In the UK there is a petitions going on to make the Sex & Relationship Education to include sexual consent, healthy and respectful relationships, gender stereotypes and online pornography.

Maybe younger generations will be free from the old views of what is supposed to be romantic.
They'll be like "what? You wait for signals and slowly lean in? That's soooo 2010!!" I'm hoping.

Like a lot of things I don't understand it but I try to go with the flow. We also have an educational program in our Colleges and Universities that reminds students if consent is not made clear it's sexual assault. Seems like you are damned if you do, damned if you don't.

Having said that, when I went "inside" I always asked if they were ready and the women appreciated that fact since they might not be physically ready if you know what I mean.

@ Yuzu: It's not "supposed" to kill the mood, I wish it didn't kill the mood for me because then I wouldn't disappoint someone who I would have kissed but they made the "mistake" of asking me.

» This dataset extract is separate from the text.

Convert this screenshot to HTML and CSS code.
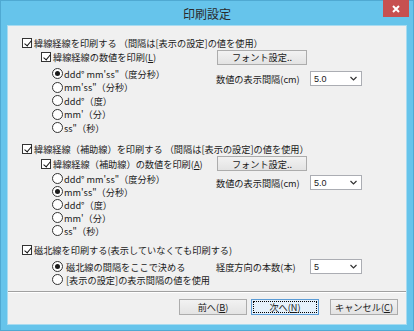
FILE: index.html
```html
<!DOCTYPE html>
<html lang="ja">
<head>
    <meta charset="UTF-8">
    <title>印刷設定</title>
    <link rel="stylesheet" href="styles.css">
</head>
<body>
<div class="window">
    <div class="titlebar">
        <span class="title">印刷設定</span>
        <span class="close">
            <svg width="8" height="8" viewBox="0 0 8 8"><path d="M1 1L7 7M7 1L1 7" stroke="#fff" stroke-width="2"/></svg>
        </span>
    </div>
    <div class="client">
        <!-- 緯線経線 -->
        <div class="group g1">
            <div class="row top"><span class="chk on"></span><span>緯線経線を印刷する （間隔は[表示の設定]の値を使用）</span></div>
            <div class="row sub">
                <div class="sub-label"><span class="chk on"></span><span>緯線経線の数値を印刷(<u>L</u>)</span></div>
                <span class="btn">フォント設定..</span>
            </div>
            <div class="body">
                <div class="radios">
                    <div class="opt"><span class="radio on"></span>ddd° mm'ss"（度分秒）</div>
                    <div class="opt"><span class="radio"></span>mm'ss"（分秒）</div>
                    <div class="opt"><span class="radio"></span>ddd°（度）</div>
                    <div class="opt"><span class="radio"></span>mm'（分）</div>
                    <div class="opt"><span class="radio"></span>ss"（秒）</div>
                </div>
                <div class="field">
                    <span class="field-label">数値の表示間隔(cm)</span>
                    <span class="select">5.0<svg width="7" height="5" viewBox="0 0 7 5"><polyline points="0.5,1 3.5,4 6.5,1" fill="none" stroke="#333" stroke-width="1.2"/></svg></span>
                </div>
            </div>
        </div>
        <!-- 補助線 -->
        <div class="group g2">
            <div class="row top"><span class="chk on"></span><span>緯線経線（補助線）を印刷する （間隔は[表示の設定]の値を使用）</span></div>
            <div class="row sub">
                <div class="sub-label"><span class="chk on"></span><span>緯線経線（補助線）の数値を印刷(<u>A</u>)</span></div>
                <span class="btn">フォント設定..</span>
            </div>
            <div class="body">
                <div class="radios">
                    <div class="opt"><span class="radio"></span>ddd° mm'ss"（度分秒）</div>
                    <div class="opt"><span class="radio on"></span>mm'ss"（分秒）</div>
                    <div class="opt"><span class="radio"></span>ddd°（度）</div>
                    <div class="opt"><span class="radio"></span>mm'（分）</div>
                    <div class="opt"><span class="radio"></span>ss"（秒）</div>
                </div>
                <div class="field">
                    <span class="field-label">数値の表示間隔(cm)</span>
                    <span class="select">5.0<svg width="7" height="5" viewBox="0 0 7 5"><polyline points="0.5,1 3.5,4 6.5,1" fill="none" stroke="#333" stroke-width="1.2"/></svg></span>
                </div>
            </div>
        </div>
        <!-- 磁北線 -->
        <div class="group g3">
            <div class="row top"><span class="chk on"></span><span>磁北線を印刷する(表示していなくても印刷する)</span></div>
            <div class="body">
                <div class="radios">
                    <div class="opt"><span class="radio on"></span>磁北線の間隔をここで決める</div>
                    <div class="opt"><span class="radio"></span>[表示の設定]の表示間隔の値を使用</div>
                </div>
                <div class="field">
                    <span class="field-label">経度方向の本数(本)</span>
                    <span class="select">5<svg width="7" height="5" viewBox="0 0 7 5"><polyline points="0.5,1 3.5,4 6.5,1" fill="none" stroke="#333" stroke-width="1.2"/></svg></span>
                </div>
            </div>
        </div>
        <div class="sep"></div>
        <div class="buttons">
            <span class="btn wide">前へ(<u>B</u>)</span>
            <span class="btn wide default"><span class="focus">次へ(<u>N</u>)</span></span>
            <span class="btn wide cancel">キャンセル(<u>C</u>)</span>
        </div>
    </div>
</div>
</body>
</html>
```

FILE: styles.css
```css
* {
    margin: 0;
    padding: 0;
    box-sizing: border-box;
}

body {
    width: 414px;
    height: 331px;
    overflow: hidden;
    font-family: "Noto Sans CJK JP", sans-serif;
    font-size: 9.2px;
    line-height: 12px;
    color: #1a1a1a;
}

.window {
    width: 414px;
    height: 331px;
    background: #66c4eb;
    border: 1px solid #4fa9d2;
    display: flex;
    flex-direction: column;
}

.titlebar {
    height: 25px;
    display: grid;
    grid-template-columns: 1fr auto 1fr;
}

.title {
    grid-column: 2;
    font-size: 12px;
    line-height: 26px;
    color: #2a2a2a;
}

.close {
    grid-column: 3;
    justify-self: end;
    align-self: start;
    width: 26px;
    height: 17px;
    margin-top: -1px;
    margin-right: 4px;
    background: #c75050;
    display: flex;
    align-items: center;
    justify-content: center;
}

.client {
    margin: 0 7px;
    height: 298px;
    background: #f0f0f0;
    box-shadow: 0 0 0 1px #a8dbf0;
    padding-top: 10px;
}

.row {
    display: flex;
    align-items: center;
}

.top {
    height: 14px;
    padding-left: 14px;
}

.sub {
    height: 14px;
}

.sub-label {
    width: 208px;
    padding-left: 33px;
    display: flex;
    align-items: center;
}

.chk {
    width: 10px;
    height: 10px;
    margin-right: 2px;
    flex: none;
    border: 1px solid #333;
    background: #fff;
    position: relative;
}

.chk.on::after {
    content: "";
    position: absolute;
    left: 2.5px;
    top: 0;
    width: 3px;
    height: 6px;
    border: solid #111;
    border-width: 0 1.6px 1.6px 0;
    transform: rotate(40deg);
}

.btn {
    display: flex;
    align-items: center;
    justify-content: center;
    width: 90px;
    height: 15px;
    margin-left: 1px;
    background: linear-gradient(#f2f2f2, #e3e3e3);
    border: 1px solid #acacac;
}

.body {
    display: flex;
    margin-top: 3px;
}

.radios {
    width: 208px;
    padding-left: 44px;
}

.opt {
    height: 13.5px;
    display: flex;
    align-items: center;
    white-space: nowrap;
}

.radio {
    width: 11px;
    height: 11px;
    margin-right: 1px;
    flex: none;
    border: 1px solid #333;
    border-radius: 50%;
    background: #fff;
    display: flex;
    align-items: center;
    justify-content: center;
}

.radio.on::after {
    content: "";
    width: 5px;
    height: 5px;
    border-radius: 50%;
    background: #1a1a1a;
}

.field {
    display: flex;
    align-items: center;
    height: 15px;
    margin-top: 4px;
}

.field-label {
    width: 94px;
}

.select {
    width: 52px;
    height: 15px;
    flex: none;
    display: flex;
    align-items: center;
    justify-content: space-between;
    padding: 0 4px 0 3px;
    background: #fff;
    border: 1px solid #abadb3;
    font-family: "Liberation Sans", sans-serif;
    font-size: 9px;
}

.g2 {
    margin-top: 7.5px;
}

.g2 .sub {
    height: 15px;
}

.g2 .body {
    margin-top: 1px;
}

.g2 .opt {
    height: 13px;
}

.g2 .field {
    margin-top: 3px;
}

.g3 {
    margin-top: 6px;
}

.g3 .opt {
    height: 13px;
}

.g3 .radio {
    margin-right: 3px;
}

.g3 .field {
    margin-top: 0;
    height: 13px;
}

.sep {
    margin-top: 5px;
    border-top: 1px solid #a0a0a0;
    border-bottom: 1px solid #fff;
}

.buttons {
    display: flex;
    justify-content: flex-end;
    padding: 6px 8px 0 0;
}

.btn.wide {
    width: 68px;
    height: 16px;
    margin-left: 0;
}

.btn.default {
    margin-left: 4px;
    background: #e5f1fb;
    border-color: #5b9bd5;
    padding: 1px;
}

.btn.cancel {
    margin-left: 11px;
}

.focus {
    width: 100%;
    height: 100%;
    display: flex;
    align-items: center;
    justify-content: center;
    border: 1px dotted #000;
}
```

Also it disappoints me cos I may have been looking forward to a pash. It's not fair but I can't help what turns me off, I guess.

@GHF: Same thing applies with that, for me :( Though I'd be unlikely to say "no" since there's a fair bit more invested at that point :P I wonder if others who feel that asking is a mood-killer feel the same way in terms of all romantic/sexual advances.


How most of your female friends think?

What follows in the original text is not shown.